The Oakland Tribune, March 11, 1998
Chad Jones

...Under Dooley's direction, Les Liaisons Dangereuses is a bold but not entirely successful season opener. Christopher Hampton's stage adaptation of the epistolary novel by Choderlos de Laclos was also the basis for the Academy Award-winning 1998 movie Dangerous Liaisons, starring Glenn Close and Michelle Pfeiffer. Dooley has his work cut out for him: He must make audiences forget the film long enough to concentrate on the play.

Dooley's approach is a smart one. He doesn't go for realism here, but rather a sustained tone of high melodrama borrowed from the pulpy black-and-white films of the 1930s. His actors deliver their lines with breathy emphasis, full of artifice and guile. Actors don't speak to each other so much as stare blankly into some distant void while delivering their lines.

This approach almost works. Hampton's brittle, brutal revenge play is all about game playing among late 18th-century French aristocrats. Bored and with little to do, they become masters of 'practiced detachment' and 'virtuosos of deceit'. The primary players are the Marquise de Merteuil (Mary Eaton Fairfield) and the Vicomte de Valmont (Dominic Riley), two former lovers who live to best one another on a playing field of scheming and philandering.

Their victims are the impressionable young Chevalier Danceny (Feodor Chin), the virginal Cécile de Volanges (Karen Goldstein, who delivers a bizarre Gracie Fields-like comic turn that seems terribly out of place here) and the pious Madame de Tourvel (Anne-Liese Juge).

The cast seems to relish delivering Hampton's delicious dialogue in lusty melodramatic tones. When Fairfield says, 'Those most worthy of love can never be made happy by it,' you believe her. But as the play approaches its climax, when true love and actual emotion interfere with the heartless game playing, the melodrama does not subside enough to let reality in. As a result, the audience is left in a void of emotion. The play's final moments should pack a wallop, but they don't.

Still, this is a handsome production. Michael Frassinelli's simple set features a nifty bed that comes sliding out of the wall, and Christine Cilley's vibrant costumes are a sassy blend of 18th century pomp and sleek 1990s fashion. The frequent set changes are handled efficiently and smoothed over by the live musical accompaniment of pianist Willow Williamson and cellist Danielle DeGruttola.

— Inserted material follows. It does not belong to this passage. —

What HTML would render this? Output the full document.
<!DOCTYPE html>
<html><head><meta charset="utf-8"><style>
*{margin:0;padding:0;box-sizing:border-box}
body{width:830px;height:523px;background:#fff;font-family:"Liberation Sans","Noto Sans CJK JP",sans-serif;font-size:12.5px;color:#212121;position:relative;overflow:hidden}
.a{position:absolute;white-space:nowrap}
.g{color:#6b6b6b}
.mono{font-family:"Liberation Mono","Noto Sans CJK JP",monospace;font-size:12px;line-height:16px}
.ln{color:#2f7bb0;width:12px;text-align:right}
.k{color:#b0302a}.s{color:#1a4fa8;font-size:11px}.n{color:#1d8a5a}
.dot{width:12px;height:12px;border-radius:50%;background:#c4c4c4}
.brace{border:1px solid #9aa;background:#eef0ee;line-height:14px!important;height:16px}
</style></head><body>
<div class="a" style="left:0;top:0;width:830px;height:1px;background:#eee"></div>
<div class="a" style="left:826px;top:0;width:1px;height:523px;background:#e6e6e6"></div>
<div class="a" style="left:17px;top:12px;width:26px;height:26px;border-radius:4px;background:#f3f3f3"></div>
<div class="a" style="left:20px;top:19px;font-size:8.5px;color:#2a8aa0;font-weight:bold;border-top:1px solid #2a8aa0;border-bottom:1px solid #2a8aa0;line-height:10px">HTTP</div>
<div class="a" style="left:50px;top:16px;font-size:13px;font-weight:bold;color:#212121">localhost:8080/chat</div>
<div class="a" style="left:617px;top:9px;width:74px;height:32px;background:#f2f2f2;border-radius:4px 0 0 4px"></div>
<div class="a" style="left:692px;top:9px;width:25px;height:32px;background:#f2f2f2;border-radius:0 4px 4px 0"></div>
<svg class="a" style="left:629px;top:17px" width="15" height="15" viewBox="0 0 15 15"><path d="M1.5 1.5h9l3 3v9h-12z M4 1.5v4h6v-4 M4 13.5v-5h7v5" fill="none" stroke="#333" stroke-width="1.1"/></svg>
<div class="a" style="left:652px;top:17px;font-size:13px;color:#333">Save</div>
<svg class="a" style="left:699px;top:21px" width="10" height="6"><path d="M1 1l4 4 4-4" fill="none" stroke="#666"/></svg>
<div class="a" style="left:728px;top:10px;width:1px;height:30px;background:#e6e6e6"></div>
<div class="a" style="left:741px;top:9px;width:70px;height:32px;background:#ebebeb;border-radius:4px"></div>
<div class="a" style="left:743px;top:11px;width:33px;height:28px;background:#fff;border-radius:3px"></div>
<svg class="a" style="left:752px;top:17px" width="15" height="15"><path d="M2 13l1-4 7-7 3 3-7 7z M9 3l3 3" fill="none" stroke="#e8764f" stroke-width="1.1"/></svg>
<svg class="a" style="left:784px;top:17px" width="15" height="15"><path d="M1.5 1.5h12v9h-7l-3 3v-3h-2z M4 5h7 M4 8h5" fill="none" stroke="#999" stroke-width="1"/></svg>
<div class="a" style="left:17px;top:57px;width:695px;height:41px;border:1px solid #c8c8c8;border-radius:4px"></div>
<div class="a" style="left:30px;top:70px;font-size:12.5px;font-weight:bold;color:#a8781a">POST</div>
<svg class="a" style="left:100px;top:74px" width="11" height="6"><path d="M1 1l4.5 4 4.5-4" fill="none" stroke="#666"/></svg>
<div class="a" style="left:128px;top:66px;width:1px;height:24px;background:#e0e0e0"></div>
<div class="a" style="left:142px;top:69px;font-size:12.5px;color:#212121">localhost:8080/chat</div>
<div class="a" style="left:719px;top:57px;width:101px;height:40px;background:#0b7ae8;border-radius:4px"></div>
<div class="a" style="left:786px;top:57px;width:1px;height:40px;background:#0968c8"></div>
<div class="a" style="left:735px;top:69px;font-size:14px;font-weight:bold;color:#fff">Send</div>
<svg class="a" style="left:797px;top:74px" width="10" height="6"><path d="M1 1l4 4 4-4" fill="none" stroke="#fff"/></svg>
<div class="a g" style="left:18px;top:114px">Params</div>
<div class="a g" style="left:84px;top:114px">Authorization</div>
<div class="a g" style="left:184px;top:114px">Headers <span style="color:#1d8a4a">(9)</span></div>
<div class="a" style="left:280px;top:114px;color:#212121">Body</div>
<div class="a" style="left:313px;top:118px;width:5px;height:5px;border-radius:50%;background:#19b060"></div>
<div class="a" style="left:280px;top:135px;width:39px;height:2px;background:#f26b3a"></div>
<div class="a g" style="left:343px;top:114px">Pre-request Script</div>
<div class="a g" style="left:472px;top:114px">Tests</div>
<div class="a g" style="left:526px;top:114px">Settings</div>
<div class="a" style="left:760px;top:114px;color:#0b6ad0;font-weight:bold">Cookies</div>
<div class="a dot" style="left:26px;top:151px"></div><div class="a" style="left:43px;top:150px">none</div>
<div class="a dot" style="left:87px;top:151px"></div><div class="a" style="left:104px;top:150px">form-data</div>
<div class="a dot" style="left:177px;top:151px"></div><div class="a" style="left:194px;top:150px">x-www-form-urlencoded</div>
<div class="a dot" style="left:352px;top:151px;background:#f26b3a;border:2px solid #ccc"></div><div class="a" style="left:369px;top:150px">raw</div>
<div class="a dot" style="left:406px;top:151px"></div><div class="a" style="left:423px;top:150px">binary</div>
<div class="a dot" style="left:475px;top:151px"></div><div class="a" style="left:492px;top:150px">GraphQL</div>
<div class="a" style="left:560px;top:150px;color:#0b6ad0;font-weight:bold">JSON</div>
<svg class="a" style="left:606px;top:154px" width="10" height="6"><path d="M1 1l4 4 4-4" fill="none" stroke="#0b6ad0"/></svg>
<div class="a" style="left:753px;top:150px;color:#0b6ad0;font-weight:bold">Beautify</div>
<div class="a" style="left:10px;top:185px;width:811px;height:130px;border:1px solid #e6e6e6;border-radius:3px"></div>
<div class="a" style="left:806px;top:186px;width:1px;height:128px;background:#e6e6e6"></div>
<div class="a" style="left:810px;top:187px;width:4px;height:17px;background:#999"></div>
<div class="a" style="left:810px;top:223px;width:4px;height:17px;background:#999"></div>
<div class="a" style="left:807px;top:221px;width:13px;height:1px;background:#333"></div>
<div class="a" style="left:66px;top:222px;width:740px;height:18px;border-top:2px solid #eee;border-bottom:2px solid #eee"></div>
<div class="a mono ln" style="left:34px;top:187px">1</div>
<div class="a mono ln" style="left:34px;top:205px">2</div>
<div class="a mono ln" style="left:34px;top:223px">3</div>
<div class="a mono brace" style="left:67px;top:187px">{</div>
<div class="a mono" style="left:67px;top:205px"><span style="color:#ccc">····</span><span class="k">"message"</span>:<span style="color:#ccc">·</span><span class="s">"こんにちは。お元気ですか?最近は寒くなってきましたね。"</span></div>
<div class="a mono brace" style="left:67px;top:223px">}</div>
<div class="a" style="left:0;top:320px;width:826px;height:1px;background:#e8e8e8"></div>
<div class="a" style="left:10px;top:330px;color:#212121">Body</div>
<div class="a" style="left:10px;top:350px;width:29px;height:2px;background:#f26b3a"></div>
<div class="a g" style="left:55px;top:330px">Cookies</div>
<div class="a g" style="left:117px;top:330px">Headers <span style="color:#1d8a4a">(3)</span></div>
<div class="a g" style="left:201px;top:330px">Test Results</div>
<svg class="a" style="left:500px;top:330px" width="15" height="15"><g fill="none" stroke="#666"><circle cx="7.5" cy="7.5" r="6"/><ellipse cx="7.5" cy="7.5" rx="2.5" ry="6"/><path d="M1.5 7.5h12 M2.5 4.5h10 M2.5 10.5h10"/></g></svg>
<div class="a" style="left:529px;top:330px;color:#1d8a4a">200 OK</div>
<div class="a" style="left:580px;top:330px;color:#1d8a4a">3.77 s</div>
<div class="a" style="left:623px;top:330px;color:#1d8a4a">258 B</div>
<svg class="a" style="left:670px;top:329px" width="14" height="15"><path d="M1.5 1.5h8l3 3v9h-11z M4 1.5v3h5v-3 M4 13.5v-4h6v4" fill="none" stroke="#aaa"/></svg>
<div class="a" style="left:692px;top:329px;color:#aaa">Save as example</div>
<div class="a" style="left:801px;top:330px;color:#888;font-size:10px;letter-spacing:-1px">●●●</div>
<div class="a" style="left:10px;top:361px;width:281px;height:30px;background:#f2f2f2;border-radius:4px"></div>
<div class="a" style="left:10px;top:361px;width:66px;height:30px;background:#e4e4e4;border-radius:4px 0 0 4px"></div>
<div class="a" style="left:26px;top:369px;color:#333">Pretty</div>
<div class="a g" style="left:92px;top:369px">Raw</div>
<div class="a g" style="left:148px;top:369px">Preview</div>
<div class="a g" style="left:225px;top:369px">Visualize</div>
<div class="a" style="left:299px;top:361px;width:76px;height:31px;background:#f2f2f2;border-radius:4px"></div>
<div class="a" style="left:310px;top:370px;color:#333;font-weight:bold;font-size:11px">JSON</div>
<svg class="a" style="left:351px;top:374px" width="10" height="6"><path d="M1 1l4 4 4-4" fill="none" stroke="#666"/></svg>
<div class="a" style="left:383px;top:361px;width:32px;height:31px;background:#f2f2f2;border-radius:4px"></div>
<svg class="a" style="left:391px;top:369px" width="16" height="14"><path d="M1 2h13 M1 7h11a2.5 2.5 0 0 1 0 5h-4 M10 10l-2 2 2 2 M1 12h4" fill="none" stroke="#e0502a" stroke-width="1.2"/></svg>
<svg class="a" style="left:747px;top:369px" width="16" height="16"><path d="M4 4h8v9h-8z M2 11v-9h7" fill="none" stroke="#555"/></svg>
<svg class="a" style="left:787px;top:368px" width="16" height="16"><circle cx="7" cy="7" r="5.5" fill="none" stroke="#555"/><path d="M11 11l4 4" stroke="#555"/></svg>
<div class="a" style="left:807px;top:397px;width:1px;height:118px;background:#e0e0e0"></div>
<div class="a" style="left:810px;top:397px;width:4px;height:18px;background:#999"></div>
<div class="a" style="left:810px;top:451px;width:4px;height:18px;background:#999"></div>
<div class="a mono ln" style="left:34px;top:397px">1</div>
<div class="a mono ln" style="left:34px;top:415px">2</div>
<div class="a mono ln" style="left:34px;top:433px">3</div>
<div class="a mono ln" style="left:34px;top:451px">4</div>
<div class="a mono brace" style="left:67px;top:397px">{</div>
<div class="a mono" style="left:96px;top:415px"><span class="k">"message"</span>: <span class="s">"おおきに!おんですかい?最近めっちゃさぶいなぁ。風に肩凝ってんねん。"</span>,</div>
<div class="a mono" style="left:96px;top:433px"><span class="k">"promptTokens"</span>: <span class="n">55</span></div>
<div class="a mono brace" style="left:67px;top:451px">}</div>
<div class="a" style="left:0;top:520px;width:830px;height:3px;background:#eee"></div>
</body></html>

East Bay Express, April 10, 1998
Christopher Hawthorne

The Players break in a new home, a comfy, spacious theatre behind the Best Printing shop on Adeline Street in Berkeley, with Christopher Hampton's story of romantic double-crossing and lovelorn gamesmanship. Maybe it was the new surroundings, but on opening night the company was slow to warm to the material, and director Patrick Dooley's choreographed set changes needed speeding up. But by the second half his cast had found its collective voice, and did justice to the funny, linguistically gymnastic script. In the end, though it can't compete with the troupe's most memorable shows, it's a solid, rewarding production. Mary Eaton Fairfield, as the conniving Marquise de Merteuil, and Karen Goldstein, playing a whining, gullible marriage prospect, stand out from the rest of the cast; Michael Frassinelli's remarkable set, which includes a bed that slides downstage like a greased file-cabinet drawer, helps keep the frantic action watchably contained.



SF Bay Guardian, May 18, 1998
West

The Vicomte de Valmont and the Marquise de Merteuil plan a pair of seductions; the seductions succeed; the seducers and seducees lose. There are some faux pas in this production: the women wear what look like pajama bottoms under their long dresses, making it seem like they're at an Enlightenment slumber party. But the Shotgun Players don't dodge the play's real challenge, which is to bring out the ambiguities in the characters' motives, so that we are never entirely sure what to believe. Making this possible are Dominic Riley as a Valmont who, disconcertingly, is more convincing as a lover than as a libertine, and Mary Eaton Fairfield's Merteuil, who really is, as she says, quick enough to improvise. Karen Goldstein is icing on the cake as one of Valmont's victims. The original musical score ranges from jazz to classical and provides an appropriately disconcerting backdrop.